"Best Friends" is a song by singer Sophia Grace of the British duo Sophia Grace & Rosie. It was released to all streaming platforms on November 30, 2014. It was written by Dominic Brownlee and Hi W. Jackson, and produced by Donald Sales and Da Beatfreakz. The music video was released on January 7, 2015. The song debuted at number 87 on the Billboard Hot 100.

Background and composition 
In November 2014, Grace announced the track was available to download on iTunes. It was eventually released on November 30 to all social media platforms. The song is a bubblegum pop and pop rap single that is marketed towards children. It contains heavy production grounded by elements of synth, bass, snaps, and hi-hats, among other sounds. Sophia sings about being committed to friendship and leadership, having a "best friend that has your back", disbanding and "shutting down stupid boys", singing in the first verse, rapping in the second verse, and doing both in the third verse.

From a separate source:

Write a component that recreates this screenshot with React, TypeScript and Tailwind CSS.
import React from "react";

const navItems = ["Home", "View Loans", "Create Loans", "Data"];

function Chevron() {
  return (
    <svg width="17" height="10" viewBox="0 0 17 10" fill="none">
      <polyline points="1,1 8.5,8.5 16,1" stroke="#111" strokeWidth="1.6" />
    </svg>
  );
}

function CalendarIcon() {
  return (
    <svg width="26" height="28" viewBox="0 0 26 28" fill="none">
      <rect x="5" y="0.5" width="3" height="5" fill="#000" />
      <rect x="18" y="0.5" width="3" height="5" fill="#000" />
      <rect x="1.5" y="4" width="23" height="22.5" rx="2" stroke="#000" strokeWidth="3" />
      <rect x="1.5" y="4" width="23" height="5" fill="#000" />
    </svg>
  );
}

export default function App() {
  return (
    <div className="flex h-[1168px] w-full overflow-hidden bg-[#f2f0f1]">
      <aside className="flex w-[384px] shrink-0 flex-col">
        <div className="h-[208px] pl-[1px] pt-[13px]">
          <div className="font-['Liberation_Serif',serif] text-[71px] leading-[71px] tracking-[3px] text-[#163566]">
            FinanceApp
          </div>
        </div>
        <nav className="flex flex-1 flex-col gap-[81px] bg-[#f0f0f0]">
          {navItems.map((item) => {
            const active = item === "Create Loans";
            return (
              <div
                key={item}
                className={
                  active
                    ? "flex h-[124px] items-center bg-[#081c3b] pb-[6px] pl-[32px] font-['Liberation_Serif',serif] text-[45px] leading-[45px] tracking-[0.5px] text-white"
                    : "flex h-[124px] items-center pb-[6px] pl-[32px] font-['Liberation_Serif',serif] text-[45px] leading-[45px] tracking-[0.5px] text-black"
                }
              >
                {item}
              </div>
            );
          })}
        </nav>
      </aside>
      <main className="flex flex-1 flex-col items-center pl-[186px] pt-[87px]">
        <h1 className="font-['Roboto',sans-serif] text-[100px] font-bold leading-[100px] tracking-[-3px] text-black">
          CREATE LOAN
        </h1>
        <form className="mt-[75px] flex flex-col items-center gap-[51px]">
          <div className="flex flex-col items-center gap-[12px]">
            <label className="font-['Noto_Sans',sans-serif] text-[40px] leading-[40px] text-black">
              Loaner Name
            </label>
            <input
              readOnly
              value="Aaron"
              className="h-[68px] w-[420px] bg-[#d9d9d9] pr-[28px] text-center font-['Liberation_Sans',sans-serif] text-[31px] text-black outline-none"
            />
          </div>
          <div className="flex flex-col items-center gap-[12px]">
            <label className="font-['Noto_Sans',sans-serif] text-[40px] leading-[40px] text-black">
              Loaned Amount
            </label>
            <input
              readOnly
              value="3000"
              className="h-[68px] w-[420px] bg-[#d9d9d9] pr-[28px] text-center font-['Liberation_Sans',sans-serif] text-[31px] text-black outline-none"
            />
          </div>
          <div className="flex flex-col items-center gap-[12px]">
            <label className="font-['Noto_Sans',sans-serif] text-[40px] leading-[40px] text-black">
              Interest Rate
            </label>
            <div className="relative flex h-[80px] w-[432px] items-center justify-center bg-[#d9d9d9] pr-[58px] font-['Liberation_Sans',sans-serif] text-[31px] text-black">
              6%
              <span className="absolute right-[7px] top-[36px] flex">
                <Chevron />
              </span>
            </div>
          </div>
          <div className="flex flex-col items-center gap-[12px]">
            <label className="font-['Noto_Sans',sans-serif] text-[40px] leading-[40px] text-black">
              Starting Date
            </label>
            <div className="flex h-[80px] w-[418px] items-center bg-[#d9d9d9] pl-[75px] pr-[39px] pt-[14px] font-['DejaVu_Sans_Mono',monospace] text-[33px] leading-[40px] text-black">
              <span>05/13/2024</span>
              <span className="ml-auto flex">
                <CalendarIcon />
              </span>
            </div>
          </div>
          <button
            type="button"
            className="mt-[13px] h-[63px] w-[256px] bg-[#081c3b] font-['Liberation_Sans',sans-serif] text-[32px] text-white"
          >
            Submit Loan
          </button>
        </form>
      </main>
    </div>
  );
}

Grace spoke with Ryan Seacrest about the track.

Reception 
Many writers and listeners were surprised by the performance coming from the 11-year-old singer, with Liam Dryden of PopBuzz stating, "There's no denying the song's a banger, but it feels like a whole other thing when you realize the singer is 11 years old and looks as though she's been lifted straight out of an ad for Lelli Kelly shoes". Singer-songwriter Katy Perry even expressed her approval of the record on Twitter. On January 7, she wrote "If Sophia Grace plays her new trap hit at Coachella, I'll go." and in a now-deleted tweet, "[This song] goes hard as fuck."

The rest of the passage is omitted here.